The Department of Rare Books and Special Collections: A Novel
“. . . a keeper that could easily end up in someone's private special collection.”
It's Liesl Weiss's first day on the job, put there unexpectedly after Christopher Wolfe, the head of the rare books department of a large university, suffers a stroke. Her first day is the same day university president Lawrence Garber and the department's wealthy donors are due to arrive for a viewing of the recently purchased rarest of rare books, the Plantin Polyglot Bible.
". . . There were rumblings that the university's rivals in Boston wanted it and the British Library wanted it, but when the day came, neither had bid, and Christopher had easily won the auction . . ."
Donors are anxious to see the prized addition partially paid for with donor money. It's locked in Chrisopher's safe until it can be appraised for insurance, but he's neglected to share the lock combination with anyone in the department.
Liesl is frantic.
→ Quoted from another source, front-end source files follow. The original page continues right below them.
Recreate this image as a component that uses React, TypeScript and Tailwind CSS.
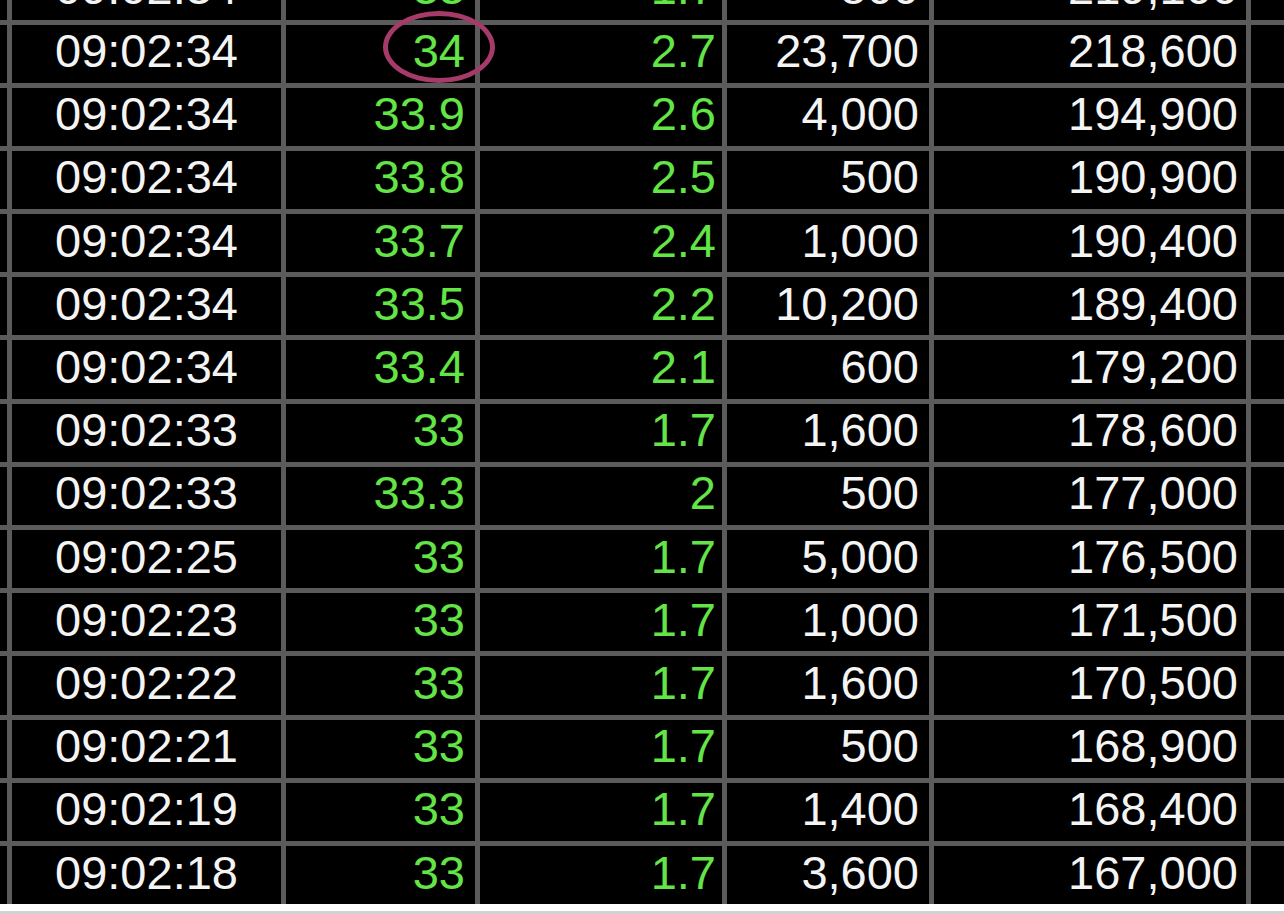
import React from "react";

type Row = [string, string, string, string, string];

const rows: Row[] = [
  ["09:02:34", "33", "1.7", "500", "219,100"],
  ["09:02:34", "34", "2.7", "23,700", "218,600"],
  ["09:02:34", "33.9", "2.6", "4,000", "194,900"],
  ["09:02:34", "33.8", "2.5", "500", "190,900"],
  ["09:02:34", "33.7", "2.4", "1,000", "190,400"],
  ["09:02:34", "33.5", "2.2", "10,200", "189,400"],
  ["09:02:34", "33.4", "2.1", "600", "179,200"],
  ["09:02:33", "33", "1.7", "1,600", "178,600"],
  ["09:02:33", "33.3", "2", "500", "177,000"],
  ["09:02:25", "33", "1.7", "5,000", "176,500"],
  ["09:02:23", "33", "1.7", "1,000", "171,500"],
  ["09:02:22", "33", "1.7", "1,600", "170,500"],
  ["09:02:21", "33", "1.7", "500", "168,900"],
  ["09:02:19", "33", "1.7", "1,400", "168,400"],
  ["09:02:18", "33", "1.7", "3,600", "167,000"],
];

const cell = "bg-black h-[58.2px] flex items-center pb-[6px] leading-none";

export default function App() {
  return (
    <div
      className="relative w-[1284px] h-[914px] overflow-hidden bg-white flex flex-col"
      style={{ fontFamily: '"Liberation Sans", Arial, sans-serif' }}
    >
      <div className="mt-[-38.7px] grid grid-cols-[7px_269px_189px_242px_202px_312px_1fr] gap-[5px] bg-[#5b5b5b] text-[47px]">
        {rows.map((r, i) => (
          <React.Fragment key={i}>
            <div className={cell} />
            <div className={`${cell} justify-center text-[#f4f4f4]`}>{r[0]}</div>
            <div className={`${cell} justify-end pr-[10px] text-[#63e447]`}>{r[1]}</div>
            <div className={`${cell} justify-end pr-[6px] text-[#63e447]`}>{r[2]}</div>
            <div className={`${cell} justify-end pr-[10px] text-[#f4f4f4]`}>{r[3]}</div>
            <div className={`${cell} justify-end pr-[8px] text-[#f4f4f4]`}>{r[4]}</div>
            <div className={cell} />
          </React.Fragment>
        ))}
      </div>
      <div className="h-[7px] bg-white shrink-0" />
      <div className="h-[3px] bg-[#d2d2d2] shrink-0" />
      <div className="absolute left-[383px] top-[11px] w-[112px] h-[72px] rounded-[50%] border-[5px] border-[#a63a68]" />
    </div>
  );
}
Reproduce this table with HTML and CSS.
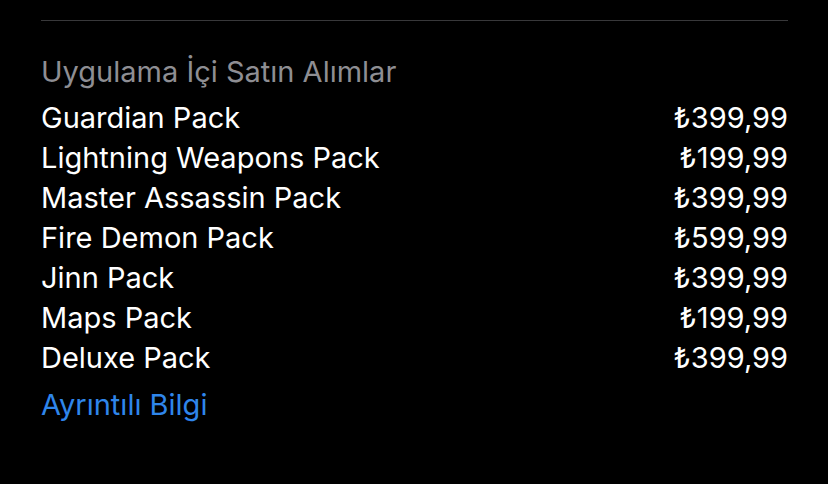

She wants to call off the donor meeting, but Garber objects. She wants to be honest with the donors and tell them it was safely locked in the safe, but he objects to that, too, saying: "These are major donors. They don't want to feel informed. They want to feel important. They need to be the first to see it."
Liesl finds herself continually undermined by others in the department. Before Christopher's stroke, she was his assistant performing strictly administrative duties, one of those lower level jobs no department could function without. Typing, filing, mailing, answering the phone—efficiently keeping the day-to-day business of the library going.
Now, thrust into a management position, she's met with passive aggressive resistance by powerful egos in the department, some who feel the job should be theirs. Dan Haberer, inflexible, committed, and dedicated to the previous boss, argues or refuses to do what she asks, and would no doubt be fired on the spot if he weren't the union representative for library workers.
Liesl stands her ground and makes her first executive decision. Substitute the Plantin Bible with the Peshawar, a different, but equally precious book for donors to view. It, too, is ancient, rarely seen, and cost a bundle.
"The Peshawar was an international treasure, a clue to the development of modern mathematics. . . ."
This decision, too, is met with opposition, but in the end, she gets her way, and the donor meeting goes better than expected.
The next day she discovers that Christopher's wife, Marie, has the combination to the safe, but Liesl's relief is shattered when the door is opened and the Plantin Bible is not there. She wants to call the police to report the theft, but is stonewalled on that decision as well.
The Department of Rare Books and Special Collections, by far the catchiest book title of the year, is written for book lovers who will no doubt dive in and devour it just like real a bookworm. Eva Jurczyk provides a behind the curtains look at the rare book community, insightfully examining the makeup of the bibliophiles who populate it.
The classic bibliophile is described as one who loves, admires, and collects books, not only for the content of their text, but for the method and quality of the binding. When that love affair is carried to an obsessive compulsive extreme with the fervor of an impassioned stalker, they are called bibliomaniacs, a term that could adequately describe some of the characters populating the book. Like characters who have grandchildren named Robespierre. Like characters who research the origin of the zero.
It's a literary read as befitting its theme, a little talky, a bit slow moving, a few long, tight paragraphs, but ultimately informative, readable, and enjoyable, a keeper that could easily end up in someone's private special collection.
There is a real Plantin Polyglot Bible, a Renaissance Bible printed in five languages between 1568 and 1573 for King Philip II of Spain. One of 13 copies including the typefaces which were designed for it is on display at the Plantin-Moretus Museum, the site of the original printing press.
There's a video on YouTube of the copy housed in Christie's being handled by an archivist turning the vellum pages with ungloved hands. Interestingly, modern practice for the handling and preservation of rare books now requires clean, dry hands rather than gloves.